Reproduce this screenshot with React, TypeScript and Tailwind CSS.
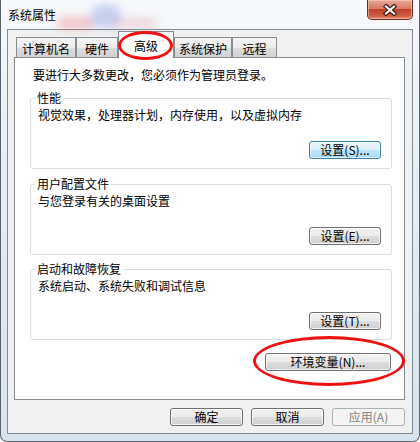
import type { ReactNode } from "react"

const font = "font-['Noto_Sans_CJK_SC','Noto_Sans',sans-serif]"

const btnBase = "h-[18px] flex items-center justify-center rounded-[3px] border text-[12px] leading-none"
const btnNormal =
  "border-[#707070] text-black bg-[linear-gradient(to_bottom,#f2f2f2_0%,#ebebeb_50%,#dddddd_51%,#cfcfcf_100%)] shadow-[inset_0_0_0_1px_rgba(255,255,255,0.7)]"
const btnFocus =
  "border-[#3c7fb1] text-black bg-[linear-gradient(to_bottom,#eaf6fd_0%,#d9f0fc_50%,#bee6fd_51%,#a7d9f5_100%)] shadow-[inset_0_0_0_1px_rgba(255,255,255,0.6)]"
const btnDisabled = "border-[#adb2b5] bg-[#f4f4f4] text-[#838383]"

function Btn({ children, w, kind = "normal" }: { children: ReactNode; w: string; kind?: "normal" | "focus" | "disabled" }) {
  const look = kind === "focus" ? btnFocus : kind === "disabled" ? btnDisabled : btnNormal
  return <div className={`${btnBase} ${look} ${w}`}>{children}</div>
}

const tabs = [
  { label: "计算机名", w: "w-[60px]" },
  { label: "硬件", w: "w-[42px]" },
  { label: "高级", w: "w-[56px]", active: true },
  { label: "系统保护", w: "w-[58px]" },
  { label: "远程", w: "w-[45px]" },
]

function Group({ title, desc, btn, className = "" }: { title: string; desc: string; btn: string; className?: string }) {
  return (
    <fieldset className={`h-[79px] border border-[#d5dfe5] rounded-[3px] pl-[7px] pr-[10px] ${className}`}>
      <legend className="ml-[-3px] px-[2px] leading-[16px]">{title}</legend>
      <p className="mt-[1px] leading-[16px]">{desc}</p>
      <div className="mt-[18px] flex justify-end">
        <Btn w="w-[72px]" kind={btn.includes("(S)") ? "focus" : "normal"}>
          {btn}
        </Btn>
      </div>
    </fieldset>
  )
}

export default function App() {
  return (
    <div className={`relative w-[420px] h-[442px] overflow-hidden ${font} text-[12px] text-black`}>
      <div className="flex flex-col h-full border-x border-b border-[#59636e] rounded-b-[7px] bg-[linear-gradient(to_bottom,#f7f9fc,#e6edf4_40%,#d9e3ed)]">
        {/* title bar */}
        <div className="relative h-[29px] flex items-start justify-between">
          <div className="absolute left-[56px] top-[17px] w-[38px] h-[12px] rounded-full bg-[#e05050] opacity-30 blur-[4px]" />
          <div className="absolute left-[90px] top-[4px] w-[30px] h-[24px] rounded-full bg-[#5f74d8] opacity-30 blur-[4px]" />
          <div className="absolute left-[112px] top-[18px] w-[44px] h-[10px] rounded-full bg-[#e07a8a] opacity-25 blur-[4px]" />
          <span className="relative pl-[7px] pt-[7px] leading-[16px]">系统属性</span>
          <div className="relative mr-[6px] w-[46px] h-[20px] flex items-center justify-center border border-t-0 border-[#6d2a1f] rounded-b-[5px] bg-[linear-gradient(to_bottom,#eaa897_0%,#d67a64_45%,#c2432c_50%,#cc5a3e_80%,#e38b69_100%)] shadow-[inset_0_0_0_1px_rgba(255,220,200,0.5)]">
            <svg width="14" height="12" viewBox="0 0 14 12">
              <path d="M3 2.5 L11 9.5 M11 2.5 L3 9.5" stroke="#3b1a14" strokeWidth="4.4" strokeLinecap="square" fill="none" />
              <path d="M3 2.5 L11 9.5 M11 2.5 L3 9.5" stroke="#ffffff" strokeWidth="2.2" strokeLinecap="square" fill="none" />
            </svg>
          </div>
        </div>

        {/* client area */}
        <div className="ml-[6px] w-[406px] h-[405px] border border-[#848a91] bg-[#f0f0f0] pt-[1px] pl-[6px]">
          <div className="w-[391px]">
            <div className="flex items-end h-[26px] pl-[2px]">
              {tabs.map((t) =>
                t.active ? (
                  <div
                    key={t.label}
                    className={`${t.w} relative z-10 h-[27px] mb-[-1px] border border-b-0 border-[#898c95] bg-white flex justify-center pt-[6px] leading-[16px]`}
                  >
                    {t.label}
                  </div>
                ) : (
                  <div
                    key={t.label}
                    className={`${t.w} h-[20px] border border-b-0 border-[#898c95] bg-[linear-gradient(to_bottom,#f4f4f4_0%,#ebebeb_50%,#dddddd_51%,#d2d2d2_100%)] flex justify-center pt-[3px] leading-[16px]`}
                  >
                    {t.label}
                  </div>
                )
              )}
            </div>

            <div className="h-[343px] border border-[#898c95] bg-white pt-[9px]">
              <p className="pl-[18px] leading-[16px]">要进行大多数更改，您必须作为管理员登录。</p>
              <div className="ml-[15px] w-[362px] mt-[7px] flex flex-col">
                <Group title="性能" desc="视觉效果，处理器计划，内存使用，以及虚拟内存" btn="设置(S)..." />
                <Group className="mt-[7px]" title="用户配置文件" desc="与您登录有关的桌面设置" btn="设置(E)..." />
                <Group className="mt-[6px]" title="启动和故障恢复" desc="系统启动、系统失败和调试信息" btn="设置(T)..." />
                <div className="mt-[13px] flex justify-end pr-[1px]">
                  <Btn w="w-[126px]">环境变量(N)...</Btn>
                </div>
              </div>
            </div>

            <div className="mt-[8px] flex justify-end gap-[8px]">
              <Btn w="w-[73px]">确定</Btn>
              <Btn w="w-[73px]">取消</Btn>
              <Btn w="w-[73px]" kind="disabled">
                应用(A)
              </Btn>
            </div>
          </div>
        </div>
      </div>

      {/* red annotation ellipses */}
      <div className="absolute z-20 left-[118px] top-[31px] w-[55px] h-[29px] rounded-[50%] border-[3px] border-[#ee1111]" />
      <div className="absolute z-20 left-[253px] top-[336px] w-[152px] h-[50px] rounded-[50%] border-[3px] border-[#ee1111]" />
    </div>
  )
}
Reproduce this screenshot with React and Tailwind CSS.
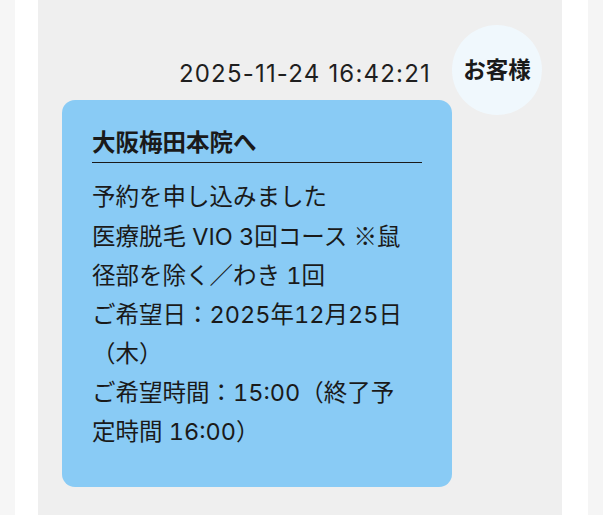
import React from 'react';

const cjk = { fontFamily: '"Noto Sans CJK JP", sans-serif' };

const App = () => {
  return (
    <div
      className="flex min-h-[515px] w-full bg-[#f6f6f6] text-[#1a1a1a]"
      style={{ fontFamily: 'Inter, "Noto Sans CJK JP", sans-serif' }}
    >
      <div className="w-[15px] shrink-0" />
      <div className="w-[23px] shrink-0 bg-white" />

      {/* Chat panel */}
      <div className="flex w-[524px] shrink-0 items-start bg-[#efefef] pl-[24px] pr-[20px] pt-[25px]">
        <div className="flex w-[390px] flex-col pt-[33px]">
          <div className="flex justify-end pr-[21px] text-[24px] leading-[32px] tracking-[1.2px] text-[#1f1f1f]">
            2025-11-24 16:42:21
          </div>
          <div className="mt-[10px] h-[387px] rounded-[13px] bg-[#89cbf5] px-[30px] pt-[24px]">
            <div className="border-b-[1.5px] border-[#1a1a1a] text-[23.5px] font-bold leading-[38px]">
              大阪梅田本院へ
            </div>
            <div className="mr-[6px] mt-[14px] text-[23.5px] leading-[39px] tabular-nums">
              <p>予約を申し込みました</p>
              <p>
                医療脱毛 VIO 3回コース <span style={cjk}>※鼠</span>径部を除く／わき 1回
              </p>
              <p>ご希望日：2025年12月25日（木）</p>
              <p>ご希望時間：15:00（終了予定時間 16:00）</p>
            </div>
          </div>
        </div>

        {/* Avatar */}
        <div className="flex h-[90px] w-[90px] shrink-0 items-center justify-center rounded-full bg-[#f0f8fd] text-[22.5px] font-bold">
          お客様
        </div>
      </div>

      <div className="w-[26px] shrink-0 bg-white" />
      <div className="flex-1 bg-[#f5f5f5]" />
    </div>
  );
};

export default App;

*Written instruction*
Reproduce all of the data exactly, omitting each picture it holds.

*Result*
Reproduce this screenshot with React, TypeScript and Tailwind CSS.
import type { ReactNode } from "react"

const font = "font-['Noto_Sans_CJK_SC','Noto_Sans',sans-serif]"

const btnBase = "h-[18px] flex items-center justify-center rounded-[3px] border text-[12px] leading-none"
const btnNormal =
  "border-[#707070] text-black bg-[linear-gradient(to_bottom,#f2f2f2_0%,#ebebeb_50%,#dddddd_51%,#cfcfcf_100%)] shadow-[inset_0_0_0_1px_rgba(255,255,255,0.7)]"
const btnFocus =
  "border-[#3c7fb1] text-black bg-[linear-gradient(to_bottom,#eaf6fd_0%,#d9f0fc_50%,#bee6fd_51%,#a7d9f5_100%)] shadow-[inset_0_0_0_1px_rgba(255,255,255,0.6)]"
const btnDisabled = "border-[#adb2b5] bg-[#f4f4f4] text-[#838383]"

function Btn({ children, w, kind = "normal" }: { children: ReactNode; w: string; kind?: "normal" | "focus" | "disabled" }) {
  const look = kind === "focus" ? btnFocus : kind === "disabled" ? btnDisabled : btnNormal
  return <div className={`${btnBase} ${look} ${w}`}>{children}</div>
}

const tabs = [
  { label: "计算机名", w: "w-[60px]" },
  { label: "硬件", w: "w-[42px]" },
  { label: "高级", w: "w-[56px]", active: true },
  { label: "系统保护", w: "w-[58px]" },
  { label: "远程", w: "w-[45px]" },
]

function Group({ title, desc, btn, className = "" }: { title: string; desc: string; btn: string; className?: string }) {
  return (
    <fieldset className={`h-[79px] border border-[#d5dfe5] rounded-[3px] pl-[7px] pr-[10px] ${className}`}>
      <legend className="ml-[-3px] px-[2px] leading-[16px]">{title}</legend>
      <p className="mt-[1px] leading-[16px]">{desc}</p>
      <div className="mt-[18px] flex justify-end">
        <Btn w="w-[72px]" kind={btn.includes("(S)") ? "focus" : "normal"}>
          {btn}
        </Btn>
      </div>
    </fieldset>
  )
}

export default function App() {
  return (
    <div className={`relative w-[420px] h-[442px] overflow-hidden ${font} text-[12px] text-black`}>
      <div className="flex flex-col h-full border-x border-b border-[#59636e] rounded-b-[7px] bg-[linear-gradient(to_bottom,#f7f9fc,#e6edf4_40%,#d9e3ed)]">
        {/* title bar */}
        <div className="relative h-[29px] flex items-start justify-between">
          <div className="absolute left-[56px] top-[17px] w-[38px] h-[12px] rounded-full bg-[#e05050] opacity-30 blur-[4px]" />
          <div className="absolute left-[90px] top-[4px] w-[30px] h-[24px] rounded-full bg-[#5f74d8] opacity-30 blur-[4px]" />
          <div className="absolute left-[112px] top-[18px] w-[44px] h-[10px] rounded-full bg-[#e07a8a] opacity-25 blur-[4px]" />
          <span className="relative pl-[7px] pt-[7px] leading-[16px]">系统属性</span>
          <div className="relative mr-[6px] w-[46px] h-[20px] flex items-center justify-center border border-t-0 border-[#6d2a1f] rounded-b-[5px] bg-[linear-gradient(to_bottom,#eaa897_0%,#d67a64_45%,#c2432c_50%,#cc5a3e_80%,#e38b69_100%)] shadow-[inset_0_0_0_1px_rgba(255,220,200,0.5)]">
            <svg width="14" height="12" viewBox="0 0 14 12">
              <path d="M3 2.5 L11 9.5 M11 2.5 L3 9.5" stroke="#3b1a14" strokeWidth="4.4" strokeLinecap="square" fill="none" />
              <path d="M3 2.5 L11 9.5 M11 2.5 L3 9.5" stroke="#ffffff" strokeWidth="2.2" strokeLinecap="square" fill="none" />
            </svg>
          </div>
        </div>

        {/* client area */}
        <div className="ml-[6px] w-[406px] h-[405px] border border-[#848a91] bg-[#f0f0f0] pt-[1px] pl-[6px]">
          <div className="w-[391px]">
            <div className="flex items-end h-[26px] pl-[2px]">
              {tabs.map((t) =>
                t.active ? (
                  <div
                    key={t.label}
                    className={`${t.w} relative z-10 h-[27px] mb-[-1px] border border-b-0 border-[#898c95] bg-white flex justify-center pt-[6px] leading-[16px]`}
                  >
                    {t.label}
                  </div>
                ) : (
                  <div
                    key={t.label}
                    className={`${t.w} h-[20px] border border-b-0 border-[#898c95] bg-[linear-gradient(to_bottom,#f4f4f4_0%,#ebebeb_50%,#dddddd_51%,#d2d2d2_100%)] flex justify-center pt-[3px] leading-[16px]`}
                  >
                    {t.label}
                  </div>
                )
              )}
            </div>

            <div className="h-[343px] border border-[#898c95] bg-white pt-[9px]">
              <p className="pl-[18px] leading-[16px]">要进行大多数更改，您必须作为管理员登录。</p>
              <div className="ml-[15px] w-[362px] mt-[7px] flex flex-col">
                <Group title="性能" desc="视觉效果，处理器计划，内存使用，以及虚拟内存" btn="设置(S)..." />
                <Group className="mt-[7px]" title="用户配置文件" desc="与您登录有关的桌面设置" btn="设置(E)..." />
                <Group className="mt-[6px]" title="启动和故障恢复" desc="系统启动、系统失败和调试信息" btn="设置(T)..." />
                <div className="mt-[13px] flex justify-end pr-[1px]">
                  <Btn w="w-[126px]">环境变量(N)...</Btn>
                </div>
              </div>
            </div>

            <div className="mt-[8px] flex justify-end gap-[8px]">
              <Btn w="w-[73px]">确定</Btn>
              <Btn w="w-[73px]">取消</Btn>
              <Btn w="w-[73px]" kind="disabled">
                应用(A)
              </Btn>
            </div>
          </div>
        </div>
      </div>

      {/* red annotation ellipses */}
      <div className="absolute z-20 left-[118px] top-[31px] w-[55px] h-[29px] rounded-[50%] border-[3px] border-[#ee1111]" />
      <div className="absolute z-20 left-[253px] top-[336px] w-[152px] h-[50px] rounded-[50%] border-[3px] border-[#ee1111]" />
    </div>
  )
}
Reproduce this screenshot with React and Tailwind CSS.
import React from 'react';

const cjk = { fontFamily: '"Noto Sans CJK JP", sans-serif' };

const App = () => {
  return (
    <div
      className="flex min-h-[515px] w-full bg-[#f6f6f6] text-[#1a1a1a]"
      style={{ fontFamily: 'Inter, "Noto Sans CJK JP", sans-serif' }}
    >
      <div className="w-[15px] shrink-0" />
      <div className="w-[23px] shrink-0 bg-white" />

      {/* Chat panel */}
      <div className="flex w-[524px] shrink-0 items-start bg-[#efefef] pl-[24px] pr-[20px] pt-[25px]">
        <div className="flex w-[390px] flex-col pt-[33px]">
          <div className="flex justify-end pr-[21px] text-[24px] leading-[32px] tracking-[1.2px] text-[#1f1f1f]">
            2025-11-24 16:42:21
          </div>
          <div className="mt-[10px] h-[387px] rounded-[13px] bg-[#89cbf5] px-[30px] pt-[24px]">
            <div className="border-b-[1.5px] border-[#1a1a1a] text-[23.5px] font-bold leading-[38px]">
              大阪梅田本院へ
            </div>
            <div className="mr-[6px] mt-[14px] text-[23.5px] leading-[39px] tabular-nums">
              <p>予約を申し込みました</p>
              <p>
                医療脱毛 VIO 3回コース <span style={cjk}>※鼠</span>径部を除く／わき 1回
              </p>
              <p>ご希望日：2025年12月25日（木）</p>
              <p>ご希望時間：15:00（終了予定時間 16:00）</p>
            </div>
          </div>
        </div>

        {/* Avatar */}
        <div className="flex h-[90px] w-[90px] shrink-0 items-center justify-center rounded-full bg-[#f0f8fd] text-[22.5px] font-bold">
          お客様
        </div>
      </div>

      <div className="w-[26px] shrink-0 bg-white" />
      <div className="flex-1 bg-[#f5f5f5]" />
    </div>
  );
};

export default App;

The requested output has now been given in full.